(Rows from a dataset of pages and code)
* * * * * * * * *
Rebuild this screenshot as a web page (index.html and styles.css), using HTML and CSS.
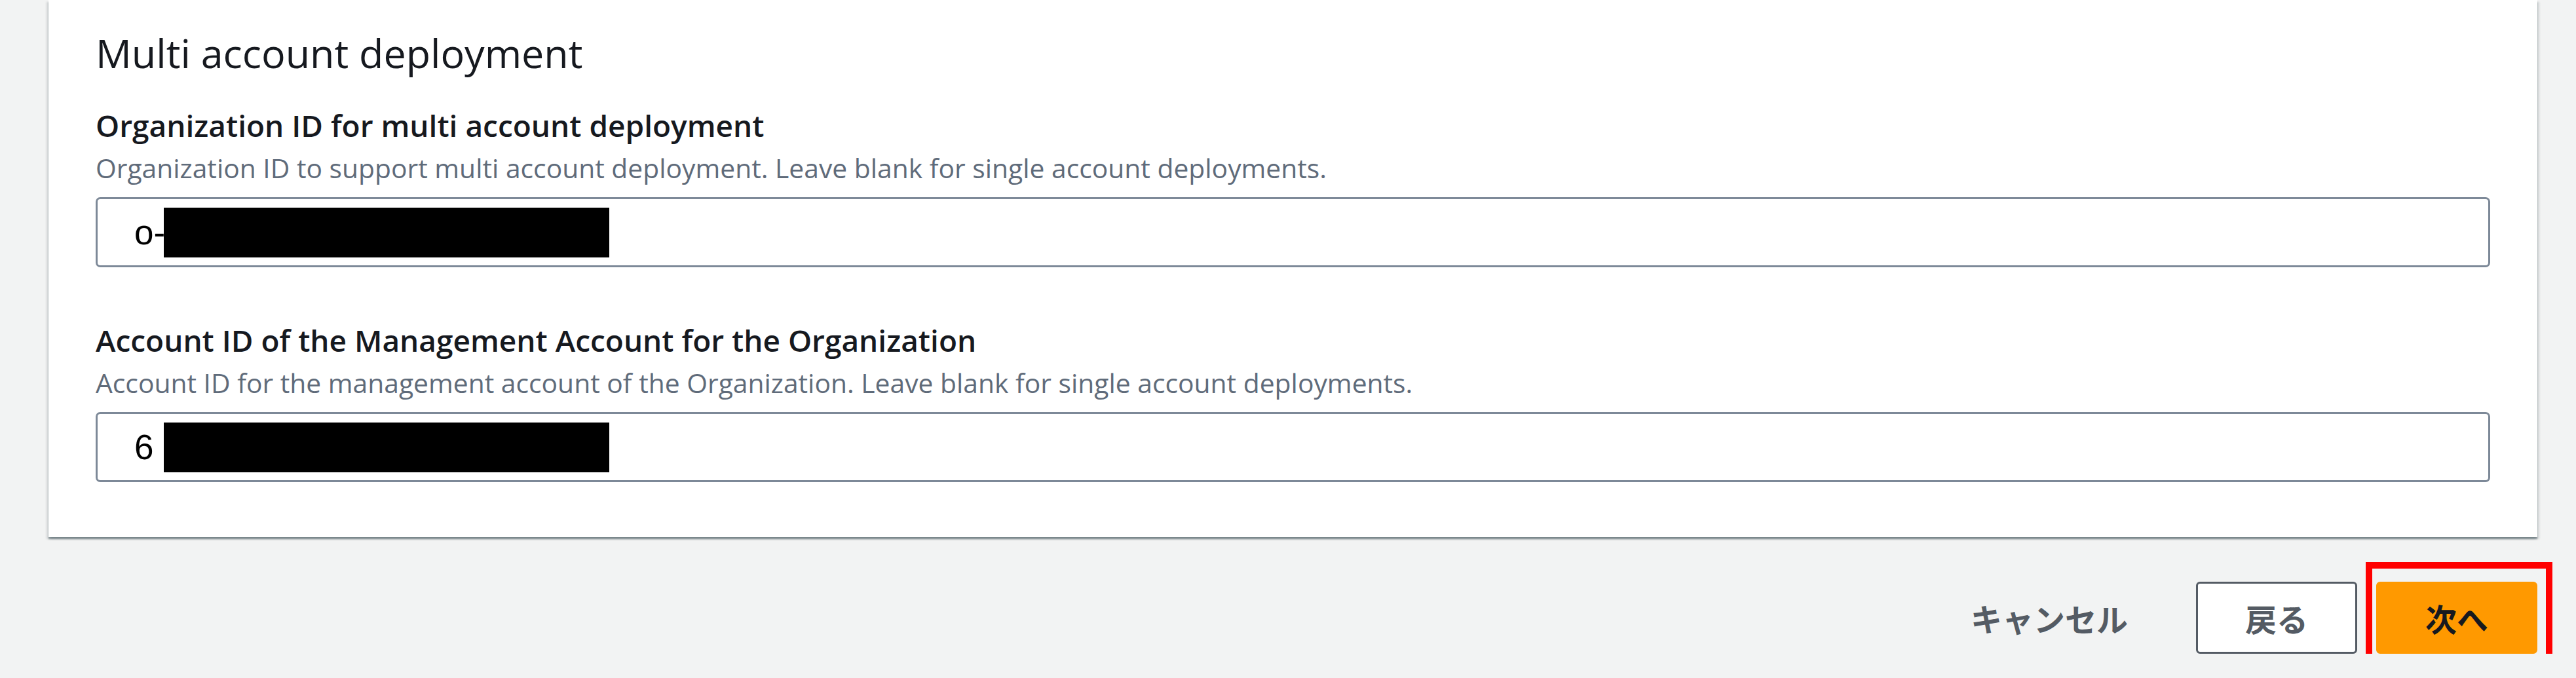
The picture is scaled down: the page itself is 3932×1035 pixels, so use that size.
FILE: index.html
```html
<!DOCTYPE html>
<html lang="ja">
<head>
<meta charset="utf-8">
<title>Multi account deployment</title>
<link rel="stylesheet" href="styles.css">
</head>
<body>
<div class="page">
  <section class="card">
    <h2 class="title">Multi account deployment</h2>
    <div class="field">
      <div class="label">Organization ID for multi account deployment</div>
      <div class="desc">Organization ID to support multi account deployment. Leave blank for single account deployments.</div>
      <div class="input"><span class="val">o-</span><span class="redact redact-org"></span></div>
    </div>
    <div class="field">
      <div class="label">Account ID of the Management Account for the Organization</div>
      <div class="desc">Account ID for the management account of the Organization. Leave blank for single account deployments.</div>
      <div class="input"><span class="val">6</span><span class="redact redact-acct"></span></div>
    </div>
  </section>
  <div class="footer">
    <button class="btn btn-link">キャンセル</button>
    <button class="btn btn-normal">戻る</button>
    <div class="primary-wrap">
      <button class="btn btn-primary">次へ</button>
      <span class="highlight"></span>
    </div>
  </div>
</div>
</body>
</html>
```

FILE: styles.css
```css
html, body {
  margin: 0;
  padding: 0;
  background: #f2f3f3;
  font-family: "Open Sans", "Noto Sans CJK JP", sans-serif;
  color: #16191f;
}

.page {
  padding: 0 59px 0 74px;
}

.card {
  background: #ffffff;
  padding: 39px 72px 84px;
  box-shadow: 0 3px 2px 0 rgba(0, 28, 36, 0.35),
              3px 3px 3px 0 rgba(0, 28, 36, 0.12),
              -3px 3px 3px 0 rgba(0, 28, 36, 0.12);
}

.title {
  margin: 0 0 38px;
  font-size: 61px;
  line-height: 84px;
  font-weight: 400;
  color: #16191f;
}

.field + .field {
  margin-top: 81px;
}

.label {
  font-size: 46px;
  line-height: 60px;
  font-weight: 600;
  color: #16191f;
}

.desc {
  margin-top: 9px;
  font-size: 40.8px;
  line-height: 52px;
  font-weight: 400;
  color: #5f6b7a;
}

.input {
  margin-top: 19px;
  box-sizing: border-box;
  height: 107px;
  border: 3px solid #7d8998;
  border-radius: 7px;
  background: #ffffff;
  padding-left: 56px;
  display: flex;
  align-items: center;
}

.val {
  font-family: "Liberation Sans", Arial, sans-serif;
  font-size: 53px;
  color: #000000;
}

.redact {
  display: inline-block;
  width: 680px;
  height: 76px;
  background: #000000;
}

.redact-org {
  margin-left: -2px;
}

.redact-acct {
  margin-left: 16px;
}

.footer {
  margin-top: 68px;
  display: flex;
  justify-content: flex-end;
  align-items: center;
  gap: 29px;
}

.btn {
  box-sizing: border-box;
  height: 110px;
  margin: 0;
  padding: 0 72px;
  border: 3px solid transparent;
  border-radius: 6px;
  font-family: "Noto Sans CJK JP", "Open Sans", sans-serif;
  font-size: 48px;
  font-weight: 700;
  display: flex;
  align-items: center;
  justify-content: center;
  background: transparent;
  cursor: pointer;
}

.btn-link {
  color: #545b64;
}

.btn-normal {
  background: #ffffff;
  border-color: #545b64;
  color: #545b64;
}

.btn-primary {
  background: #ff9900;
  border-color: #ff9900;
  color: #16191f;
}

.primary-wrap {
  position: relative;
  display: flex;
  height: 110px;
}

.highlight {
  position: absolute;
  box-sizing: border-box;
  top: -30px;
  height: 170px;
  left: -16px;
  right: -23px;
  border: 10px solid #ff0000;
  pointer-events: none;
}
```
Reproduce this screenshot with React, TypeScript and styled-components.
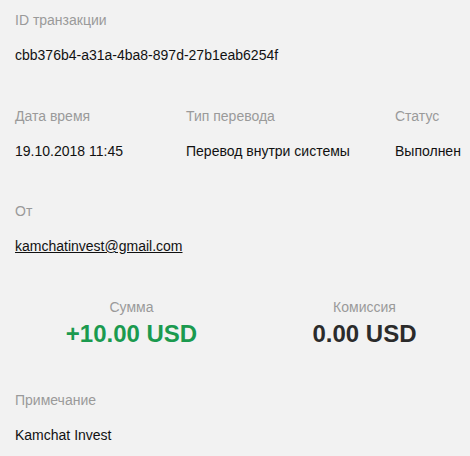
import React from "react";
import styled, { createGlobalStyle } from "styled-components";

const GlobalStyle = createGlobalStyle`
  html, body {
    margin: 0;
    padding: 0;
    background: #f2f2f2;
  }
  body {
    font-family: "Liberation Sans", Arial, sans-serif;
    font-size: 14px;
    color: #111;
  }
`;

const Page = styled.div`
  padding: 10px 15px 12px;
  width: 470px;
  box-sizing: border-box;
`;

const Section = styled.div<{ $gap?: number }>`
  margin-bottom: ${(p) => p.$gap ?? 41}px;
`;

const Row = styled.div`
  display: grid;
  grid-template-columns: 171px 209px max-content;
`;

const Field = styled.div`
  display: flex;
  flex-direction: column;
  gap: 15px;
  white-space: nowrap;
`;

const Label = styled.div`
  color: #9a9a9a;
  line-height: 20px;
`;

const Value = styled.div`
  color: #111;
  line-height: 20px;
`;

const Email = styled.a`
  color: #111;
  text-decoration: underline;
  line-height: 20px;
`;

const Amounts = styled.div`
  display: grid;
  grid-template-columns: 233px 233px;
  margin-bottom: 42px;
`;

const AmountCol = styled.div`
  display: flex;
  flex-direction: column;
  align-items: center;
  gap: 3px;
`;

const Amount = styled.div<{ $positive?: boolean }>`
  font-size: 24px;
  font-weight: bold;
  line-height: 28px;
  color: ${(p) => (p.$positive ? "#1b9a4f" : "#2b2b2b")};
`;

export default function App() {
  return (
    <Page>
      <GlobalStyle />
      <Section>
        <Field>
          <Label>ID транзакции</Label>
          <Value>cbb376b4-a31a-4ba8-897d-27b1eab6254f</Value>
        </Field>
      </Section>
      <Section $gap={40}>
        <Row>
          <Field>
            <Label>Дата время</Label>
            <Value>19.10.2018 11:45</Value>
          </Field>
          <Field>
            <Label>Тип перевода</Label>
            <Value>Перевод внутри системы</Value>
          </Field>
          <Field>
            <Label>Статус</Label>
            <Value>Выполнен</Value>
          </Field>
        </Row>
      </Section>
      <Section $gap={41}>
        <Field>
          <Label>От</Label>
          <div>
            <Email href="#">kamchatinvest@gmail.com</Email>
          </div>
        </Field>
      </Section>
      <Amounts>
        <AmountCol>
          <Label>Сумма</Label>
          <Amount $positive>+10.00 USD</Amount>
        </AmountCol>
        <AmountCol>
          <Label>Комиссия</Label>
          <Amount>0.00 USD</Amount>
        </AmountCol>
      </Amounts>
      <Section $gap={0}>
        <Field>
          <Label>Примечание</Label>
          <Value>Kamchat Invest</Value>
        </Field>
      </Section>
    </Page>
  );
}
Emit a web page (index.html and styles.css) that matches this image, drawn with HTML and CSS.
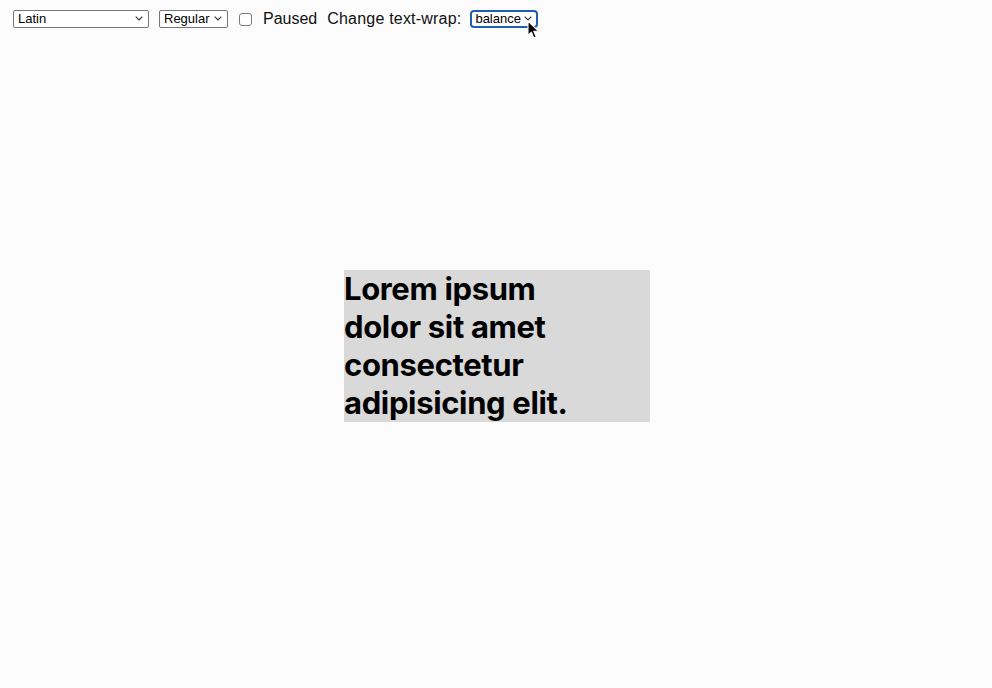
* * * * * * * * *
Report how many lines hold the string "that", giving the number and nothing else.

2